## THE REQUEST
Write out the material again exactly, please, and omit the pictures.

──────────────────────────────

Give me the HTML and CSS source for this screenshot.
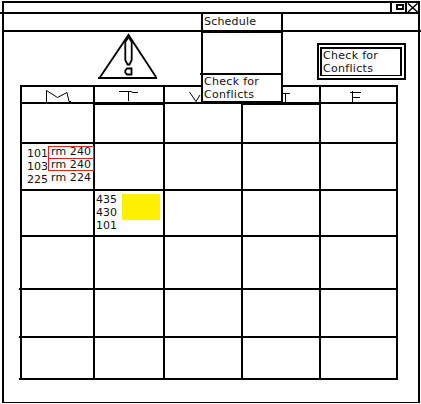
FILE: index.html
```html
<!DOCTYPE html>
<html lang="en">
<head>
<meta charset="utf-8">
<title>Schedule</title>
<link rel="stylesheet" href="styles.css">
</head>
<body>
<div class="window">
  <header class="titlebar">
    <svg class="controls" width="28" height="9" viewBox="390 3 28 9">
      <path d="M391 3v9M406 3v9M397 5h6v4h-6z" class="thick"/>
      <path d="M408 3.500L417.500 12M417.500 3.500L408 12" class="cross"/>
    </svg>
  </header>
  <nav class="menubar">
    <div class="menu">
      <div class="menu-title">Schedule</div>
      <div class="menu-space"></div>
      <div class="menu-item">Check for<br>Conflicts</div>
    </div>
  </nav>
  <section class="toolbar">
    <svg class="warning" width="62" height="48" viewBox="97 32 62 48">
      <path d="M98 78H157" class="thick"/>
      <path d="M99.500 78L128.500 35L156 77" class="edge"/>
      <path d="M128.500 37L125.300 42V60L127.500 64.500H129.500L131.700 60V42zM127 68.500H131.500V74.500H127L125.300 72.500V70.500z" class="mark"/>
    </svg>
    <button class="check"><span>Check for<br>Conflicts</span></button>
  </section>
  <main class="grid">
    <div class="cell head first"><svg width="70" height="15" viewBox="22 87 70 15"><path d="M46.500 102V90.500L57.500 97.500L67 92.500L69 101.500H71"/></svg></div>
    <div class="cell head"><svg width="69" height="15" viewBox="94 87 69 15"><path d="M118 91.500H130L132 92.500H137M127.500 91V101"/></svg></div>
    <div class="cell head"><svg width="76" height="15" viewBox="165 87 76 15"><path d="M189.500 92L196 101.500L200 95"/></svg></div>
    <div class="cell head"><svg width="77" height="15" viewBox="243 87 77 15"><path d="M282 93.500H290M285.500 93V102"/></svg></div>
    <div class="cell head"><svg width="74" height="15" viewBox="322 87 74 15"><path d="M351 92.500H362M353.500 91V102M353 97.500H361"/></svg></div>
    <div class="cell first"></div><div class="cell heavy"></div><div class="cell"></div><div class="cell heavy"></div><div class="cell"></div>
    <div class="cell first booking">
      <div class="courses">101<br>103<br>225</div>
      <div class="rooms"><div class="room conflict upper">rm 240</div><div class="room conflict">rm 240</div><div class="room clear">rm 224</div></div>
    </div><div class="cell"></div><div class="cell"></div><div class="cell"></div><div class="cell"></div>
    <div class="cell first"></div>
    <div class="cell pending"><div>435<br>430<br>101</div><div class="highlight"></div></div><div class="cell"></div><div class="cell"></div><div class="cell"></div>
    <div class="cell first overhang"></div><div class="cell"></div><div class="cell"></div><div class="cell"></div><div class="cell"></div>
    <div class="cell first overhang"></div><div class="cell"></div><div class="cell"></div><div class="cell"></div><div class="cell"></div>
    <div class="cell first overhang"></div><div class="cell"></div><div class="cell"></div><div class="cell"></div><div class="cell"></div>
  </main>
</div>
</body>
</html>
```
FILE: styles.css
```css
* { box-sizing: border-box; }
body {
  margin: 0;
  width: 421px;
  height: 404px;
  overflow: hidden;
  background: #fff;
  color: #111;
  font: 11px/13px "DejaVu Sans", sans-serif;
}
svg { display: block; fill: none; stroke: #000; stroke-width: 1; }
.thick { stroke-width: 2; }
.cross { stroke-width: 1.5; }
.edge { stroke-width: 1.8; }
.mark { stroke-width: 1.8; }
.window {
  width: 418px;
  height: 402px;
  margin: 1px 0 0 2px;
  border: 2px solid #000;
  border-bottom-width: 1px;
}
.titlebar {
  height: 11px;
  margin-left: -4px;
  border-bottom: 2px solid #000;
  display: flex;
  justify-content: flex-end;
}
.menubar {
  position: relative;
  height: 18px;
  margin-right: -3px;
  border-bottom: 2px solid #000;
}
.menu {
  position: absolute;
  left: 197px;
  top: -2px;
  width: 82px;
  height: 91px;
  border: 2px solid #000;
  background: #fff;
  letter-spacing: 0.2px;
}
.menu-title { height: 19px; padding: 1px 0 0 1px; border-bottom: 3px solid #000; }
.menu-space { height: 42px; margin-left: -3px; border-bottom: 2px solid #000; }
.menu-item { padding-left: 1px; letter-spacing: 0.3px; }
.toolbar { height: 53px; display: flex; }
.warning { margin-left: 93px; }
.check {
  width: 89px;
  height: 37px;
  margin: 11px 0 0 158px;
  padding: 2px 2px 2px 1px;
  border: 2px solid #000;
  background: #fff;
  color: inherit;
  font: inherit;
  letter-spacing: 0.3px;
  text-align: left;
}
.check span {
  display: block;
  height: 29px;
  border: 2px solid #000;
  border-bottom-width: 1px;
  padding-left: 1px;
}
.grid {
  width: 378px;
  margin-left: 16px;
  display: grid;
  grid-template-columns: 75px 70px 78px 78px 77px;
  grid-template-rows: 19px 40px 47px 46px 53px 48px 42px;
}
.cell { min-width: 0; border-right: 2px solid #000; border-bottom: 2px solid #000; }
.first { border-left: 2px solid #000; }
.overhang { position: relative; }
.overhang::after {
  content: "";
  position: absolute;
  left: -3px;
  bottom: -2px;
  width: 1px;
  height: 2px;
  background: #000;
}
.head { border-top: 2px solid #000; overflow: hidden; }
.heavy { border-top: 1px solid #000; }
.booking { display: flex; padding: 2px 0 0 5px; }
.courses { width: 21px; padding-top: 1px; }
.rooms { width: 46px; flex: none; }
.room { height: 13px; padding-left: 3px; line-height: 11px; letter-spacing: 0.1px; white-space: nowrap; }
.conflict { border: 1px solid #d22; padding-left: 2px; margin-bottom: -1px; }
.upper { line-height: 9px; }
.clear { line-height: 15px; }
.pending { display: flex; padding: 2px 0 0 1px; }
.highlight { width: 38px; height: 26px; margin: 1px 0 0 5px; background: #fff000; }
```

──────────────────────────────

## CORRECT OUTPUT
Give me the HTML and CSS source for this screenshot.
FILE: index.html
```html
<!DOCTYPE html>
<html lang="en">
<head>
<meta charset="utf-8">
<title>Schedule</title>
<link rel="stylesheet" href="styles.css">
</head>
<body>
<div class="window">
  <header class="titlebar">
    <svg class="controls" width="28" height="9" viewBox="390 3 28 9">
      <path d="M391 3v9M406 3v9M397 5h6v4h-6z" class="thick"/>
      <path d="M408 3.500L417.500 12M417.500 3.500L408 12" class="cross"/>
    </svg>
  </header>
  <nav class="menubar">
    <div class="menu">
      <div class="menu-title">Schedule</div>
      <div class="menu-space"></div>
      <div class="menu-item">Check for<br>Conflicts</div>
    </div>
  </nav>
  <section class="toolbar">
    <svg class="warning" width="62" height="48" viewBox="97 32 62 48">
      <path d="M98 78H157" class="thick"/>
      <path d="M99.500 78L128.500 35L156 77" class="edge"/>
      <path d="M128.500 37L125.300 42V60L127.500 64.500H129.500L131.700 60V42zM127 68.500H131.500V74.500H127L125.300 72.500V70.500z" class="mark"/>
    </svg>
    <button class="check"><span>Check for<br>Conflicts</span></button>
  </section>
  <main class="grid">
    <div class="cell head first"><svg width="70" height="15" viewBox="22 87 70 15"><path d="M46.500 102V90.500L57.500 97.500L67 92.500L69 101.500H71"/></svg></div>
    <div class="cell head"><svg width="69" height="15" viewBox="94 87 69 15"><path d="M118 91.500H130L132 92.500H137M127.500 91V101"/></svg></div>
    <div class="cell head"><svg width="76" height="15" viewBox="165 87 76 15"><path d="M189.500 92L196 101.500L200 95"/></svg></div>
    <div class="cell head"><svg width="77" height="15" viewBox="243 87 77 15"><path d="M282 93.500H290M285.500 93V102"/></svg></div>
    <div class="cell head"><svg width="74" height="15" viewBox="322 87 74 15"><path d="M351 92.500H362M353.500 91V102M353 97.500H361"/></svg></div>
    <div class="cell first"></div><div class="cell heavy"></div><div class="cell"></div><div class="cell heavy"></div><div class="cell"></div>
    <div class="cell first booking">
      <div class="courses">101<br>103<br>225</div>
      <div class="rooms"><div class="room conflict upper">rm 240</div><div class="room conflict">rm 240</div><div class="room clear">rm 224</div></div>
    </div><div class="cell"></div><div class="cell"></div><div class="cell"></div><div class="cell"></div>
    <div class="cell first"></div>
    <div class="cell pending"><div>435<br>430<br>101</div><div class="highlight"></div></div><div class="cell"></div><div class="cell"></div><div class="cell"></div>
    <div class="cell first overhang"></div><div class="cell"></div><div class="cell"></div><div class="cell"></div><div class="cell"></div>
    <div class="cell first overhang"></div><div class="cell"></div><div class="cell"></div><div class="cell"></div><div class="cell"></div>
    <div class="cell first overhang"></div><div class="cell"></div><div class="cell"></div><div class="cell"></div><div class="cell"></div>
  </main>
</div>
</body>
</html>
```
FILE: styles.css
```css
* { box-sizing: border-box; }
body {
  margin: 0;
  width: 421px;
  height: 404px;
  overflow: hidden;
  background: #fff;
  color: #111;
  font: 11px/13px "DejaVu Sans", sans-serif;
}
svg { display: block; fill: none; stroke: #000; stroke-width: 1; }
.thick { stroke-width: 2; }
.cross { stroke-width: 1.5; }
.edge { stroke-width: 1.8; }
.mark { stroke-width: 1.8; }
.window {
  width: 418px;
  height: 402px;
  margin: 1px 0 0 2px;
  border: 2px solid #000;
  border-bottom-width: 1px;
}
.titlebar {
  height: 11px;
  margin-left: -4px;
  border-bottom: 2px solid #000;
  display: flex;
  justify-content: flex-end;
}
.menubar {
  position: relative;
  height: 18px;
  margin-right: -3px;
  border-bottom: 2px solid #000;
}
.menu {
  position: absolute;
  left: 197px;
  top: -2px;
  width: 82px;
  height: 91px;
  border: 2px solid #000;
  background: #fff;
  letter-spacing: 0.2px;
}
.menu-title { height: 19px; padding: 1px 0 0 1px; border-bottom: 3px solid #000; }
.menu-space { height: 42px; margin-left: -3px; border-bottom: 2px solid #000; }
.menu-item { padding-left: 1px; letter-spacing: 0.3px; }
.toolbar { height: 53px; display: flex; }
.warning { margin-left: 93px; }
.check {
  width: 89px;
  height: 37px;
  margin: 11px 0 0 158px;
  padding: 2px 2px 2px 1px;
  border: 2px solid #000;
  background: #fff;
  color: inherit;
  font: inherit;
  letter-spacing: 0.3px;
  text-align: left;
}
.check span {
  display: block;
  height: 29px;
  border: 2px solid #000;
  border-bottom-width: 1px;
  padding-left: 1px;
}
.grid {
  width: 378px;
  margin-left: 16px;
  display: grid;
  grid-template-columns: 75px 70px 78px 78px 77px;
  grid-template-rows: 19px 40px 47px 46px 53px 48px 42px;
}
.cell { min-width: 0; border-right: 2px solid #000; border-bottom: 2px solid #000; }
.first { border-left: 2px solid #000; }
.overhang { position: relative; }
.overhang::after {
  content: "";
  position: absolute;
  left: -3px;
  bottom: -2px;
  width: 1px;
  height: 2px;
  background: #000;
}
.head { border-top: 2px solid #000; overflow: hidden; }
.heavy { border-top: 1px solid #000; }
.booking { display: flex; padding: 2px 0 0 5px; }
.courses { width: 21px; padding-top: 1px; }
.rooms { width: 46px; flex: none; }
.room { height: 13px; padding-left: 3px; line-height: 11px; letter-spacing: 0.1px; white-space: nowrap; }
.conflict { border: 1px solid #d22; padding-left: 2px; margin-bottom: -1px; }
.upper { line-height: 9px; }
.clear { line-height: 15px; }
.pending { display: flex; padding: 2px 0 0 1px; }
.highlight { width: 38px; height: 26px; margin: 1px 0 0 5px; background: #fff000; }
```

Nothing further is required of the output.